*Directive*: Look through the data below and return each line where "this" appears.

(Dataset entries)
──────────────────────────────
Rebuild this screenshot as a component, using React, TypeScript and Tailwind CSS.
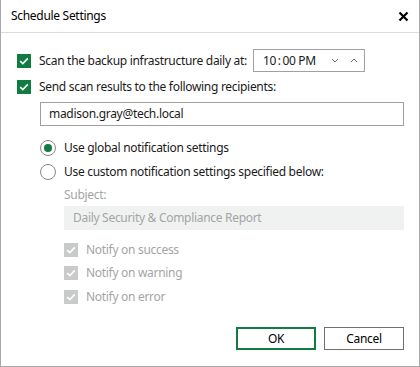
import React from 'react';

const font = { fontFamily: '"Segoe UI", "Noto Sans", "Liberation Sans", sans-serif' };

function Check({ disabled = false }: { disabled?: boolean }) {
  return (
    <span
      className={`flex h-[14px] w-[14px] shrink-0 items-center justify-center ${
        disabled ? 'bg-[#c9cbcb]' : 'bg-[#107c41]'
      }`}
    >
      <svg width="10" height="8" viewBox="0 0 10 8" fill="none">
        <path d="M1.2 4.2 L3.8 6.6 L8.8 1.4" stroke="white" strokeWidth="1.6" />
      </svg>
    </span>
  );
}

function Radio({ on = false }: { on?: boolean }) {
  return (
    <span className="flex h-[16px] w-[16px] shrink-0 items-center justify-center rounded-full border border-[#8a8a8a] bg-white">
      {on && <span className="h-[8px] w-[8px] rounded-full bg-[#107c41]" />}
    </span>
  );
}

export default function App() {
  return (
    <div
      className="flex h-[367px] w-[420px] flex-col border-x border-b border-[#a9a9a9] bg-white text-[12px] tracking-[-0.3px] text-[#1a1a1a]"
      style={font}
    >
      {/* Title bar */}
      <div className="flex h-[33px] shrink-0 items-center justify-between border-b border-[#dcdcdc] pl-[10px] pr-[10px]">
        <span className="text-[12px] text-black">Schedule Settings</span>
        <svg width="11" height="11" viewBox="0 0 11 11">
          <path d="M1.5 1.5 L9.5 9.5 M9.5 1.5 L1.5 9.5" stroke="black" strokeWidth="2.2" />
        </svg>
      </div>

      <div className="flex flex-col pl-[16px] pr-[15px]">
        {/* Scan daily */}
        <div className="mt-[16px] flex h-[23px] items-center">
          <Check />
          <span className="ml-[8px]">Scan the backup infrastructure daily at:</span>
          <div className="ml-[6px] flex h-[23px] w-[112px] items-center border border-[#a0a0a0] pl-[9px] pr-[6px]">
            <span className="flex-1">10{'\u2009'}:{'\u2009'}00 PM</span>
            <svg width="8" height="5" viewBox="0 0 8 5" className="mr-[11px]">
              <path d="M1 1 L4 4 L7 1" stroke="#707070" strokeWidth="1" fill="none" />
            </svg>
            <svg width="8" height="5" viewBox="0 0 8 5">
              <path d="M1 4 L4 1 L7 4" stroke="#707070" strokeWidth="1" fill="none" />
            </svg>
          </div>
        </div>

        {/* Send results */}
        <div className="mt-[8px] flex h-[14px] items-center">
          <Check />
          <span className="ml-[8px]">Send scan results to the following recipients:</span>
        </div>

        <div className="ml-[23px] mt-[8px] flex h-[24px] items-center border border-[#a0a0a0] pl-[8px]">
          madison.gray@tech.local
        </div>

        {/* Radios */}
        <div className="ml-[23px] mt-[14px] flex h-[16px] items-center">
          <Radio on />
          <span className="ml-[8px]">Use global notification settings</span>
        </div>
        <div className="ml-[23px] mt-[8px] flex h-[16px] items-center">
          <Radio />
          <span className="ml-[8px]">Use custom notification settings specified below:</span>
        </div>

        {/* Disabled custom section */}
        <div className="ml-[47px] flex flex-col text-[#a3a5a5]">
          <div className="mt-[7px] flex h-[16px] items-center">Subject:</div>
          <div className="mt-[3px] flex h-[24px] items-center bg-[#f0f1f1] pl-[9px]">
            Daily Security &amp; Compliance Report
          </div>
          <div className="mt-[13px] flex h-[14px] items-center">
            <Check disabled />
            <span className="ml-[8px]">Notify on success</span>
          </div>
          <div className="mt-[9px] flex h-[14px] items-center">
            <Check disabled />
            <span className="ml-[8px]">Notify on warning</span>
          </div>
          <div className="mt-[10px] flex h-[14px] items-center">
            <Check disabled />
            <span className="ml-[8px]">Notify on error</span>
          </div>
        </div>

        {/* Buttons */}
        <div className="mt-[23px] flex justify-end gap-[8px]">
          <button className="flex h-[23px] w-[80px] items-center justify-center border-2 border-[#107c41] bg-white text-black">
            OK
          </button>
          <button className="flex h-[23px] w-[80px] items-center justify-center border border-[#707070] bg-white text-black">
            Cancel
          </button>
        </div>
      </div>
    </div>
  );
}
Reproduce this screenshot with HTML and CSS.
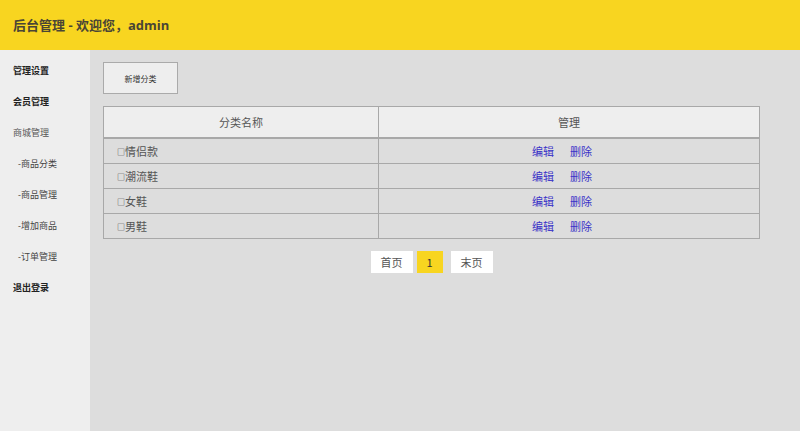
FILE: index.html
```html
<!DOCTYPE html>
<html lang="zh-CN">
<head>
    <meta charset="UTF-8">
    <meta name="viewport" content="width=device-width, initial-scale=1.0">
    <title>后台管理</title>
    <link rel="stylesheet" href="styles.css">
</head>
<body>
    <div class="header">后台管理 - 欢迎您，admin</div>

    <div class="wrap">
        <div class="sidebar">
            <a href="#" class="menu-title">管理设置</a>
            <a href="#" class="menu-title">会员管理</a>
            <a href="#" class="menu-group">商城管理</a>
            <a href="#" class="menu-sub">-商品分类</a>
            <a href="#" class="menu-sub">-商品管理</a>
            <a href="#" class="menu-sub">-增加商品</a>
            <a href="#" class="menu-sub">-订单管理</a>
            <a href="#" class="menu-title">退出登录</a>
        </div>

        <div class="main">
            <button class="add-btn">新增分类</button>

            <table class="cate-table">
                <thead>
                    <tr>
                        <th>分类名称</th>
                        <th>管理</th>
                    </tr>
                </thead>
                <tbody>
                    <tr>
                        <td class="name"><span class="box">□</span>情侣款</td>
                        <td class="ops"><a href="#">编辑</a><a href="#">删除</a></td>
                    </tr>
                    <tr>
                        <td class="name"><span class="box">□</span>潮流鞋</td>
                        <td class="ops"><a href="#">编辑</a><a href="#">删除</a></td>
                    </tr>
                    <tr>
                        <td class="name"><span class="box">□</span>女鞋</td>
                        <td class="ops"><a href="#">编辑</a><a href="#">删除</a></td>
                    </tr>
                    <tr>
                        <td class="name"><span class="box">□</span>男鞋</td>
                        <td class="ops"><a href="#">编辑</a><a href="#">删除</a></td>
                    </tr>
                </tbody>
            </table>

            <div class="pager">
                <a href="#">首页</a>
                <a href="#" class="current">1</a>
                <a href="#">末页</a>
            </div>
        </div>
    </div>
</body>
</html>
```

FILE: styles.css
```css
body {
    margin: 0;
    font-family: 'Open Sans', 'Noto Sans CJK SC', sans-serif;
    background-color: #dddddd;
}

.header {
    height: 50px;
    line-height: 50px;
    padding-left: 13px;
    background-color: #f8d520;
    color: #4a4535;
    font-size: 13px;
    font-weight: bold;
}

.wrap {
    display: flex;
    min-height: 381px;
}

.sidebar {
    width: 90px;
    background-color: #eeeeee;
    padding-top: 14px;
    display: flex;
    flex-direction: column;
}

.sidebar a {
    display: block;
    height: 31px;
    font-size: 9px;
    text-decoration: none;
    color: #333;
}

.menu-title {
    padding-left: 13px;
    font-weight: bold;
    color: #222 !important;
}

.menu-group {
    padding-left: 13px;
    color: #555 !important;
}

.menu-sub {
    padding-left: 18px;
    color: #444 !important;
}

.main {
    flex: 1;
    padding: 12px 13px;
}

.add-btn {
    display: block;
    width: 75px;
    height: 32px;
    font-family: 'Noto Sans CJK SC', sans-serif;
    font-size: 8px;
    color: #333;
    background-color: #eeeeee;
    border: 1px solid #aaa;
    padding: 0;
    margin-bottom: 12px;
}

.cate-table {
    width: 657px;
    border-collapse: collapse;
    font-family: 'Noto Sans CJK SC', sans-serif;
    font-size: 11px;
    color: #555;
}

.cate-table th {
    height: 30px;
    background-color: #eeeeee;
    font-weight: normal;
    border: 1px solid #a8a8a8;
    border-bottom-width: 2px;
    padding: 0;
}

.cate-table th:first-child {
    width: 274px;
}

.cate-table td {
    height: 24px;
    border: 1px solid #a8a8a8;
    padding: 0;
}

.cate-table td.name {
    padding-left: 13px;
}

.box {
    font-size: 8px;
    color: #333;
    vertical-align: 1px;
}

.cate-table td.ops {
    text-align: center;
}

.ops a {
    color: #3a33c8;
    text-decoration: none;
    margin: 0 8px;
}

.ops a:last-child {
    margin-right: 22px;
}

.pager {
    width: 657px;
    margin-top: 12px;
    display: flex;
    justify-content: center;
    gap: 4px;
}

.pager a {
    display: block;
    height: 22px;
    line-height: 22px;
    padding: 0 10px;
    background-color: #fff;
    font-family: 'Noto Sans CJK SC', sans-serif;
    font-size: 11px;
    color: #555;
    text-decoration: none;
}

.pager a.current {
    width: 26px;
    padding: 0;
    text-align: center;
    background-color: #f8d520;
    color: #333;
    margin-right: 4px;
}
```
──────────────────────────────
*Written answer*:
Rebuild this screenshot as a component, using React, TypeScript and Tailwind CSS.
Reproduce this screenshot with HTML and CSS.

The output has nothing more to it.